Hashing the IDs won't solve their lack of entropy. Crude example: If you hash your pincode I still have only 10^4 values to try.

The easiest way to fix this is to add an access token column that is cryptographically random and use both the ID and the token in the URL.

If you trust the 80 bits already in the ID the token only needs to be 80 bits for a total of 160 bits of entropy. But if you do that you have to make sure that a missing ID and invalid token are handled identically from the attackers perspective (same reply, same timing).

j-pb · on Jan 22, 2021

> Hashing the IDs won't solve their lack of entropy.

Yes and no. It would still significantly largen the search space, as an attacker wouldn't get a point of reference to latch on to.

sudhirj · on Jan 22, 2021

Which implementation are you referring to? The Go package uses crypto.random and generation blocks if the system can’t provide enough randomness. It’s possible to override this with custom implementations, but either ways it’s no less secure than a UUID unless the implementation is horrible.

The spec doesn’t specify a source of randomness - an implementation that uses https://xkcd.com/221/ will or course not be a very good one.

sudhirj · on Jan 22, 2021

If you’re referring to the monotonic counter implementation, then yes, that’s a documented choice you can make if you explicitly want strictly increasing ULIDs on the same millisecond, but given that you can’t ensure this across servers anyway, it’s more an edge case.

j-pb · on Jan 22, 2021

Yes, monotonic counters, are ULID's "billion dollar mistake".

They're not an edge case, in that the standard displays them quite prominently. They're actually the only code examples given.

The standard should deprecate them, because people WILL use them "wrong".

sudhirj · on Jan 22, 2021

Dunno about that. The implementations I’ve seen so far default to /dev/random and make you jump through hoops to get the monotonic counter, so if you manage to enable it they should assume it’s what you want. I’ve actually used them effectively in a couple of NoSQL problems where I didn’t need cryptographic security, just distributed timestamps - I was creating two sequential events (create and update), and they had to always order one after another, even though I created them in the same loop and millisecond.

mgkimsal · on Jan 22, 2021

I've been using ULID on a couple projects. In one case, we're trying to convert an existing project to use them, and... it's a bit of a pain, but it's not ULID's fault as much as just... changing primary keys all over the place is time consuming and not simple.

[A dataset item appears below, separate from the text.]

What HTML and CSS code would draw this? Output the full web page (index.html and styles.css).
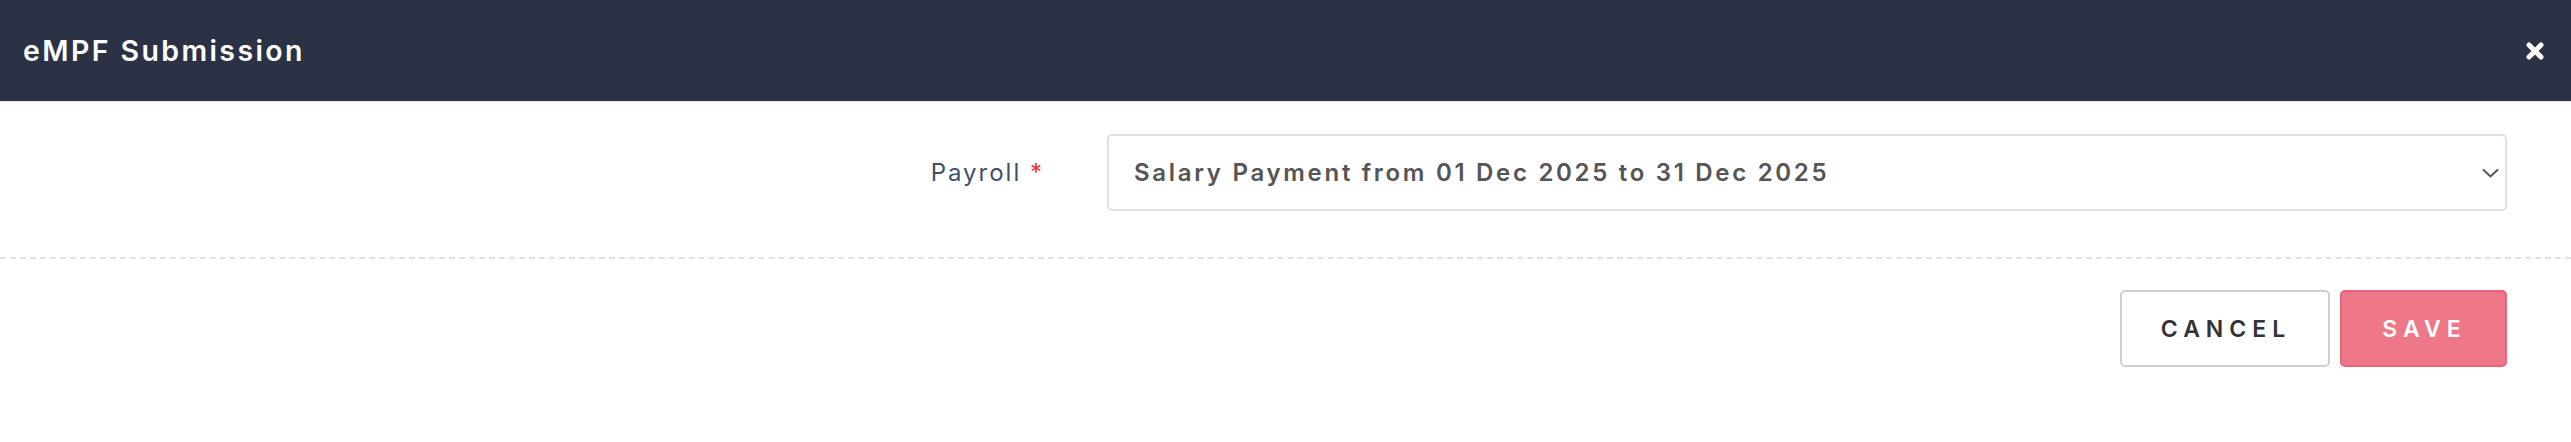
FILE: index.html
```html
<!DOCTYPE html>
<html>
<head>
<meta charset="utf-8">
<link rel="stylesheet" href="styles.css">
</head>
<body>
<div class="modal">
  <div class="modal-header">
    <h1 class="modal-title">eMPF Submission</h1>
    <button class="close-btn" aria-label="Close">
      <svg width="20" height="20" viewBox="0 0 20 20"><path d="M4 4 L16 16 M16 4 L4 16" stroke="#fff" stroke-width="5" stroke-linecap="round"/></svg>
    </button>
  </div>
  <div class="modal-body">
    <div class="form-row">
      <label class="form-label">Payroll <span class="req">*</span></label>
      <div class="select">
        <span class="select-value">Salary Payment from 01 Dec 2025 to 31 Dec 2025</span>
        <svg class="chevron" width="17" height="10" viewBox="0 0 17 10"><path d="M1 1.5 L8.5 8.5 L16 1.5" fill="none" stroke="#555" stroke-width="2"/></svg>
      </div>
    </div>
  </div>
  <div class="modal-footer">
    <button class="btn btn-cancel">CANCEL</button>
    <button class="btn btn-save">SAVE</button>
  </div>
</div>
</body>
</html>
```
FILE: styles.css
```css
html, body {
  margin: 0;
  padding: 0;
  background: #fff;
  font-family: "Inter", "Noto Sans", sans-serif;
}
.modal {
  width: 100%;
}
.modal-header {
  height: 101px;
  background: #2c3246;
  border-bottom: 1px solid #e6e6e2;
  display: flex;
  align-items: center;
  justify-content: space-between;
  padding: 0 26px 0 23px;
}
.modal-title {
  margin: 0;
  color: #fff;
  font-size: 28.5px;
  font-weight: 600;
  letter-spacing: 2.4px;
}
.close-btn {
  background: none;
  border: none;
  padding: 0;
  width: 20px;
  height: 20px;
  display: flex;
}
.modal-body {
  padding: 32px 64px 46px 0;
  border-bottom: 2px dashed #e2e2e2;
}
.form-row {
  display: flex;
  align-items: center;
}
.form-label {
  flex: 1;
  text-align: right;
  padding-right: 63px;
  font-size: 24px;
  color: #3f5068;
  letter-spacing: 2px;
}
.req {
  color: #e8312a;
}
.select {
  width: 1400px;
  height: 77px;
  box-sizing: border-box;
  border: 2px solid #e0e0e0;
  border-radius: 5px;
  display: flex;
  align-items: center;
  justify-content: space-between;
  padding: 0 6px 0 25px;
}
.select-value {
  font-size: 24px;
  font-weight: 600;
  color: #555;
  letter-spacing: 2.7px;
}
.modal-footer {
  display: flex;
  justify-content: flex-end;
  gap: 10px;
  padding: 31px 64px 0 0;
}
.btn {
  height: 77px;
  box-sizing: border-box;
  border-radius: 5px;
  font-family: "Inter", "Noto Sans", sans-serif;
  font-size: 23px;
  font-weight: 600;
  letter-spacing: 6px;
  padding: 0 0 0 2px;
}
.btn-cancel {
  width: 210px;
  background: #fff;
  border: 2px solid #cfcfcf;
  color: #333;
}
.btn-save {
  width: 167px;
  background: #ee7788;
  border: 2px solid #e9647a;
  color: #fff;
}
```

The biggest pushback (and it's not a terribly big one, imo) I've read on ULID is that the time portion is sold as 'sortable' but is 'only ms-level resolution'. Apparently the critics I was initially reading on ULID needed sub millisecond accuracy, and somehow thought this made ULIDs bad. Seemed a non-useful criticism, as needing that level of time granularity isn't a day to day issue for most people, but might be something to be aware of if the idea of overloading one field with multiple uses is a requirement you have.

techdragon · on Jan 22, 2021

If you’re an edge case you’re an edge case. It’s frustrating when people start assuming their use case is normal without any considerations of the wider world.

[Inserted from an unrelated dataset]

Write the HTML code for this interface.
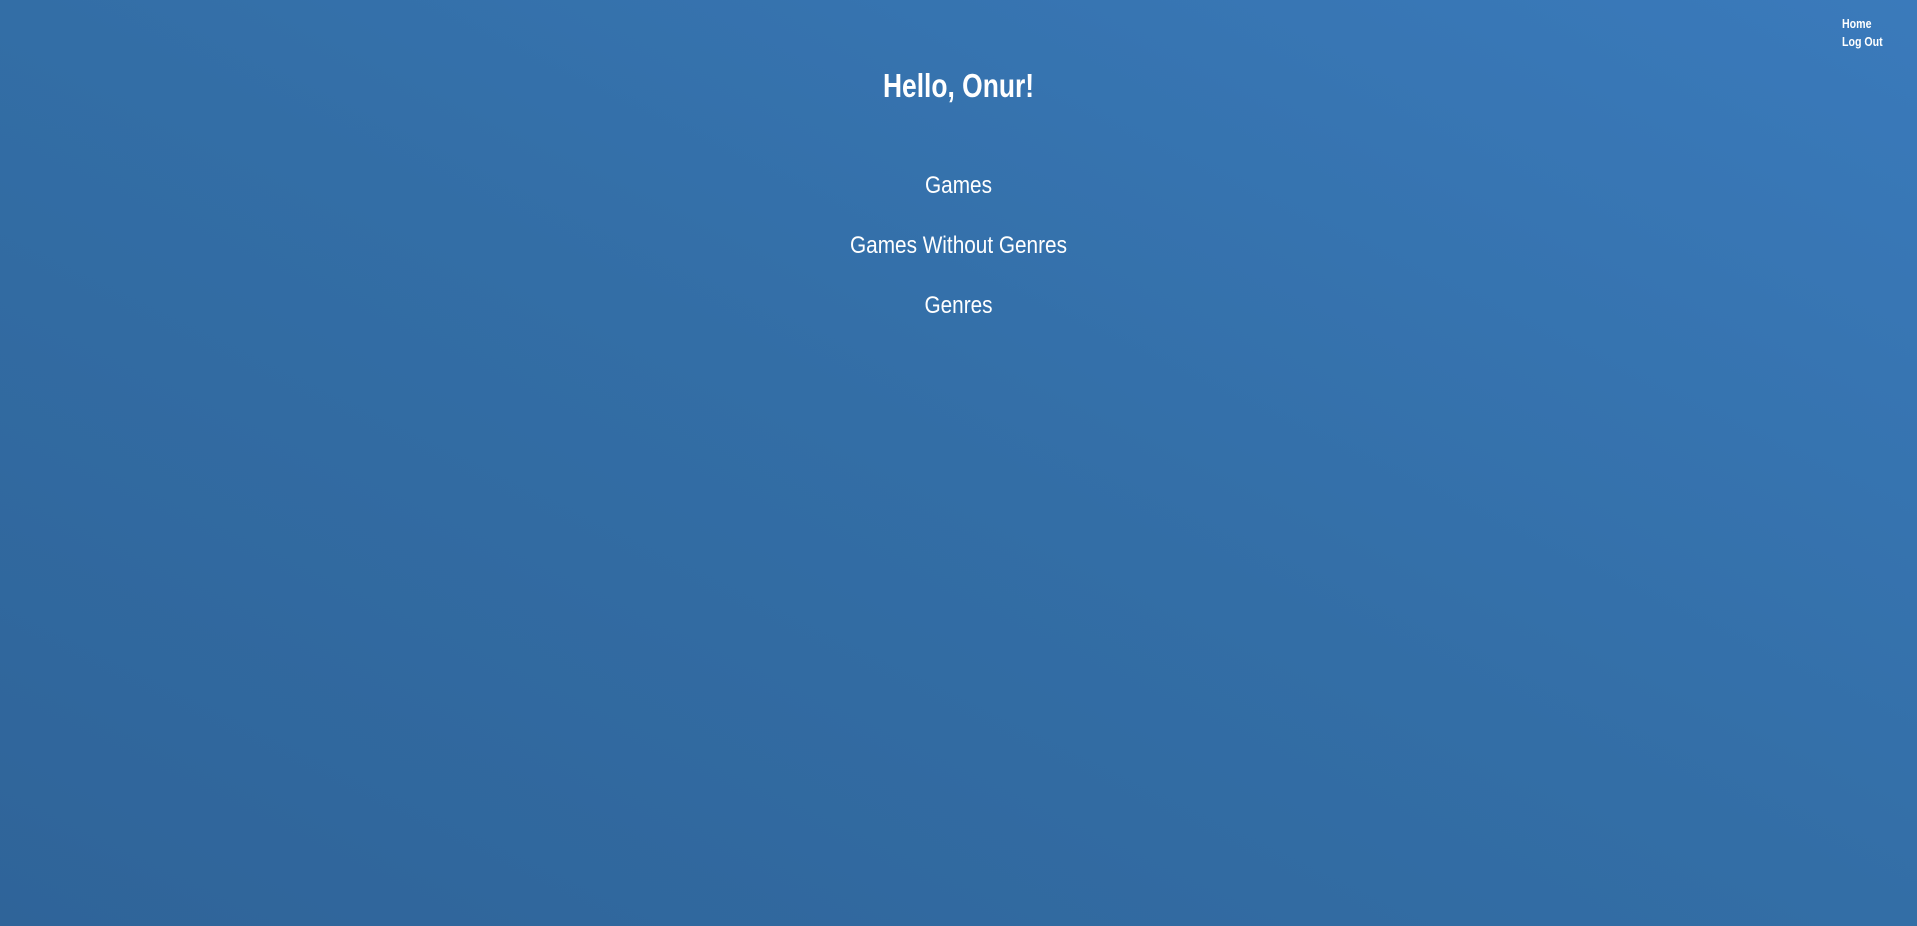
<!DOCTYPE html>
<html><head><meta charset="utf-8"><style>
html,body{margin:0;padding:0;width:1917px;height:926px;overflow:hidden}
body{background:linear-gradient(to top right,#2f6499 0%,#336ea6 50%,#3a7abb 100%);font-family:"Liberation Sans Narrow","Liberation Sans",sans-serif;color:#fff;position:relative}
.t{position:absolute;left:0;width:1917px;text-align:center;white-space:nowrap}
h1{margin:0;font-size:33px;font-weight:bold;top:67px;transform:scaleX(.80)}
.l{font-size:24px;transform:scaleX(.865)}
.nav{position:absolute;left:1842px;top:15px;font-size:12.5px;font-weight:bold;line-height:18px;transform:scaleX(.85);transform-origin:left}
</style></head><body>
<h1 class="t">Hello, Onur!</h1>
<div class="t l" style="top:172px">Games</div>
<div class="t l" style="top:232px">Games Without Genres</div>
<div class="t l" style="top:292px">Genres</div>
<div class="nav">Home<br>Log Out</div>
</body></html>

Sub millisecond precision sorting of high speed database inserts is hardly a normal requirement. At that point even the size of your transaction can matter (depending on the database) and you have to start asking questions like do I want ordering by the time the transaction starts or the time it ends? And if your loading existing data from other sources and care about date ordering you should just be using the a dedicated column with the database appropriate time/date time/time stamp field anyway.

spiffytech · on Jan 22, 2021

I adopted ULID for a project after seeing it recently mentioned in another HN comments thread[0] and it's very useful. The project uses Azure Table Storage, which encourages querying by ranges of record IDs for efficiency, instead of filtering datasets by arbitrary record properties.

My project revolves around processing windows of time in timestamp-ordered datasets, and ULID works well as a way to generate record IDs in a distributed system that naturally sort in timestamp order. With ULID, all of my major queries can operate on ranges of record IDs, as Azure Table Storage encourages.

[0] https://news.ycombinator.com/item?id=25650907

mfollert · on Jan 22, 2021

This is super useful and exactly what I need for a current project. Thanks you for that hint!